One argument that I’ve seen in the ‘Columbus knew that his estimate was wrong/ridiculously optimistic but used it to get funding’ is one that I found in Daniel J. Boorstin’s The Discoverers:

Columbus actively lied to his own crew about the distance they’d travelled.

I don’t know how realistic his own private estimate was, according to the best science of the day, but he did endanger his own life, among others. I get the general impression he was quite eager to get rich and famous, or die trying.

Assuming that’s true, that all lines up a whole lot better with ‘Columbus desperately trying to keep his house of cards from collapsing’ than ‘Columbus made a mistake’. Granted, we know from more recent history that people who started as scammers can end up becoming true believers in their own bullshit, especially after being forced into corners to defend it.

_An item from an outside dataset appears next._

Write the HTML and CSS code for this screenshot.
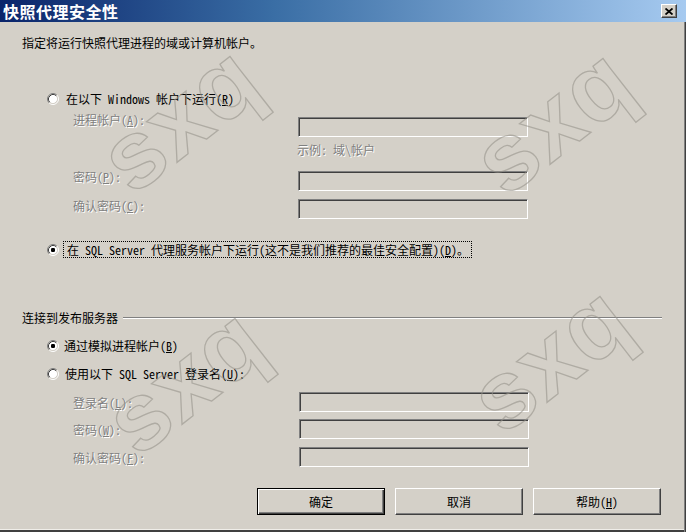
FILE: index.html
```html
<!DOCTYPE html>
<html lang="zh-CN">
<head>
<meta charset="utf-8">
<title>快照代理安全性</title>
<link rel="stylesheet" href="styles.css">
</head>
<body>
<div class="dialog">
  <div class="titlebar">
    <span class="title">快照代理安全性</span>
    <span class="close"><svg width="8" height="7" viewBox="0 0 8 7"><path d="M0.5 0.5 L7.5 6.5 M7.5 0.5 L0.5 6.5" stroke="#000" stroke-width="1.8" fill="none"/></svg></span>
  </div>
  <div class="content">
    <div class="row intro">指定将运行快照代理进程的域或计算机帐户。</div>

    <div class="row radio r1">
      <svg class="rb" width="12" height="12" viewBox="0 0 12 12"><circle cx="6" cy="6" r="4.5" fill="#fff"/><path d="M2.11 9.89 A5.5 5.5 0 0 1 9.89 2.11" stroke="#808080" fill="none"/><path d="M9.89 2.11 A5.5 5.5 0 0 1 2.11 9.89" stroke="#fff" fill="none"/><path d="M2.82 9.18 A4.5 4.5 0 0 1 9.18 2.82" stroke="#404040" fill="none"/><path d="M9.18 2.82 A4.5 4.5 0 0 1 2.82 9.18" stroke="#d4d0c8" fill="none"/></svg>
      <span class="rlabel l1">在以下 Windows 帐户下运行(<u>R</u>)</span>
    </div>

    <div class="field up fa"><span class="flabel dis">进程帐户(<u>A</u>):</span><span class="box"></span></div>
    <div class="row hint dis">示例: 域\帐户</div>
    <div class="field up fp"><span class="flabel dis">密码(<u>P</u>):</span><span class="box"></span></div>
    <div class="field up fc"><span class="flabel dis">确认密码(<u>C</u>):</span><span class="box"></span></div>

    <div class="row radio r2">
      <svg class="rb" width="12" height="12" viewBox="0 0 12 12"><circle cx="6" cy="6" r="4.5" fill="#fff"/><path d="M2.11 9.89 A5.5 5.5 0 0 1 9.89 2.11" stroke="#808080" fill="none"/><path d="M9.89 2.11 A5.5 5.5 0 0 1 2.11 9.89" stroke="#fff" fill="none"/><path d="M2.82 9.18 A4.5 4.5 0 0 1 9.18 2.82" stroke="#404040" fill="none"/><path d="M9.18 2.82 A4.5 4.5 0 0 1 2.82 9.18" stroke="#d4d0c8" fill="none"/><rect x="4" y="4" width="4" height="4" rx="1.2" fill="#000"/></svg>
      <span class="rlabel focus">在 SQL Server 代理服务帐户下运行(这不是我们推荐的最佳安全配置)(<u>D</u>)。</span>
    </div>

    <div class="row group"><span class="glabel">连接到发布服务器</span><span class="etch"></span></div>

    <div class="row radio r3">
      <svg class="rb" width="12" height="12" viewBox="0 0 12 12"><circle cx="6" cy="6" r="4.5" fill="#fff"/><path d="M2.11 9.89 A5.5 5.5 0 0 1 9.89 2.11" stroke="#808080" fill="none"/><path d="M9.89 2.11 A5.5 5.5 0 0 1 2.11 9.89" stroke="#fff" fill="none"/><path d="M2.82 9.18 A4.5 4.5 0 0 1 9.18 2.82" stroke="#404040" fill="none"/><path d="M9.18 2.82 A4.5 4.5 0 0 1 2.82 9.18" stroke="#d4d0c8" fill="none"/><rect x="4" y="4" width="4" height="4" rx="1.2" fill="#000"/></svg>
      <span class="rlabel l3">通过模拟进程帐户(<u>B</u>)</span>
    </div>
    <div class="row radio r4">
      <svg class="rb" width="12" height="12" viewBox="0 0 12 12"><circle cx="6" cy="6" r="4.5" fill="#fff"/><path d="M2.11 9.89 A5.5 5.5 0 0 1 9.89 2.11" stroke="#808080" fill="none"/><path d="M9.89 2.11 A5.5 5.5 0 0 1 2.11 9.89" stroke="#fff" fill="none"/><path d="M2.82 9.18 A4.5 4.5 0 0 1 9.18 2.82" stroke="#404040" fill="none"/><path d="M9.18 2.82 A4.5 4.5 0 0 1 2.82 9.18" stroke="#d4d0c8" fill="none"/></svg>
      <span class="rlabel l4">使用以下 SQL Server 登录名(<u>U</u>):</span>
    </div>

    <div class="field low fl"><span class="flabel dis">登录名(<u>L</u>):</span><span class="box"></span></div>
    <div class="field low fw"><span class="flabel dis">密码(<u>W</u>):</span><span class="box"></span></div>
    <div class="field low ff"><span class="flabel dis">确认密码(<u>F</u>):</span><span class="box"></span></div>

    <div class="buttons">
      <span class="btn default">确定</span>
      <span class="btn">取消</span>
      <span class="btn">帮助(<u>H</u>)</span>
    </div>
  </div>

  <div class="wm wm1">sxq</div>
  <div class="wm wm2">sxq</div>
  <div class="wm wm3">sxq</div>
  <div class="wm wm4">sxq</div>
</div>
</body>
</html>
```
FILE: styles.css
```css
html, body {
  margin: 0;
  padding: 0;
  background: #d4d0c8;
}
body {
  font-family: "Noto Sans CJK SC", "Liberation Sans", sans-serif;
  font-size: 12px;
  font-feature-settings: "hwid" 1;
  color: #000;
}
.dialog {
  position: relative;
  width: 686px;
  height: 532px;
  overflow: hidden;
  background: #d4d0c8;
  box-shadow: inset -1px 0 #404040, inset -2px 0 #808080, inset 0 -2px #404040, inset 0 -3px #f0eee9;
}
.titlebar {
  height: 22px;
  display: flex;
  align-items: center;
  justify-content: space-between;
  background: linear-gradient(to right, #0a246a 0%, #3a6ea5 40%, #a6caf0 100%);
  padding: 0 9px 0 3px;
}
.title {
  color: #fff;
  font-weight: bold;
  font-size: 16px;
  line-height: 22px;
  letter-spacing: 0.5px;
}
.close {
  width: 16px;
  height: 14px;
  box-sizing: border-box;
  display: flex;
  align-items: center;
  justify-content: center;
  background: #d4d0c8;
  border: 1px solid;
  border-color: #fff #404040 #404040 #fff;
  box-shadow: inset -1px -1px #808080;
}
.content {
  display: flex;
  flex-direction: column;
  padding-left: 22px;
}
.row {
  display: flex;
  align-items: center;
  line-height: 14px;
  height: 14px;
}
.dis {
  color: #808080;
  text-shadow: 1px 1px 0 #fff;
}
.intro { margin-top: 14px; }
.radio .rb { margin-left: 25px; flex: none; }
.r1 { margin-top: 42px; }
.l1 { margin-left: 7px; }
.field {
  display: flex;
  padding-left: 51px;
}
.field.up { align-items: flex-start; line-height: 14px; }
.field.up .flabel { width: 225px; }
.field.low { align-items: center; height: 20px; }
.field.low .flabel { width: 226px; }
.box {
  width: 230px;
  height: 20px;
  box-sizing: border-box;
  border: 1px solid;
  border-color: #808080 #fff #fff #808080;
  box-shadow: inset 1px 1px #404040, inset -1px -1px #d4d0c8;
  background: #d4d0c8;
}
.fa { margin-top: 7px; }
.fa .box { margin-top: 4px; }
.hint { margin-top: 6px; padding-left: 275px; }
.fp { margin-top: 13px; }
.fp .box { margin-top: 1px; }
.fc { margin-top: 8px; }
.r2 { margin-top: 22px; height: 17px; }
.focus {
  margin-left: 4px;
  border: 1px dotted #000;
  padding: 0 2px 0 3px;
  height: 15px;
  line-height: 15px;
}
.group { margin-top: 53px; }
.glabel { flex: none; }
.etch {
  width: 539px;
  margin-left: 5px;
  height: 0;
  border-top: 1px solid #808080;
  border-bottom: 1px solid #fff;
}
.r3 { margin-top: 14px; }
.l3 { margin-left: 5px; }
.r4 { margin-top: 14px; }
.l4 { margin-left: 6px; }
.fl { margin-top: 11px; }
.fl .box, .fw .box, .ff .box { margin-left: 0; }
.fw { margin-top: 7px; }
.ff { margin-top: 8px; }
.buttons {
  margin-top: 21px;
  padding-left: 235px;
  display: flex;
  gap: 10px;
}
.btn {
  width: 128px;
  height: 27px;
  box-sizing: border-box;
  display: flex;
  align-items: center;
  justify-content: center;
  background: #d4d0c8;
  border: 1px solid;
  border-color: #fff #404040 #404040 #fff;
  box-shadow: inset -1px -1px #808080;
}
.btn.default {
  border-color: #000;
  box-shadow: inset 1px 1px #fff, inset -1px -1px #404040, inset -2px -2px #808080;
}
.wm {
  position: absolute;
  font-family: "Liberation Sans", "DejaVu Sans", sans-serif;
  font-weight: bold;
  font-size: 96px;
  line-height: 1;
  color: transparent;
  -webkit-text-stroke: 1.3px rgba(150, 146, 138, 0.6);
  transform: translate(-50%, -50%) rotate(-38deg);
  pointer-events: none;
  letter-spacing: 2px;
}
.wm1 { left: 180px; top: 118px; }
.wm2 { left: 553px; top: 120px; }
.wm3 { left: 185px; top: 380px; }
.wm4 { left: 550px; top: 358px; }
```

Meanwhile, Amerigo Vespucci and others began exploring the “West Indies” in Columbus’s wake. Around the time of Columbus’s death, Vespucci published his reports that proved wildly popular, not only making European scholars finally fully aware of West Indies, but convincing everyone that it was in fact a new world. Soon, the name America was proposed to honor Vespucci.

Alan Robertshaw
1 month ago

Seems everyone is talking about tomatoes these days.

MV96
MV96
1 month ago

Can you imagine that if Amerigo Vespucci had another name, America wouldn’t even be called America? XD

Moggie
Moggie
1 month ago

@MV96:

Can you imagine that if Amerigo Vespucci had another name, America wouldn’t even be called America?

United States of Dave.

GSS ex-noob
GSS ex-noob
1 month ago

The United States of *waves hand* That Part Over There.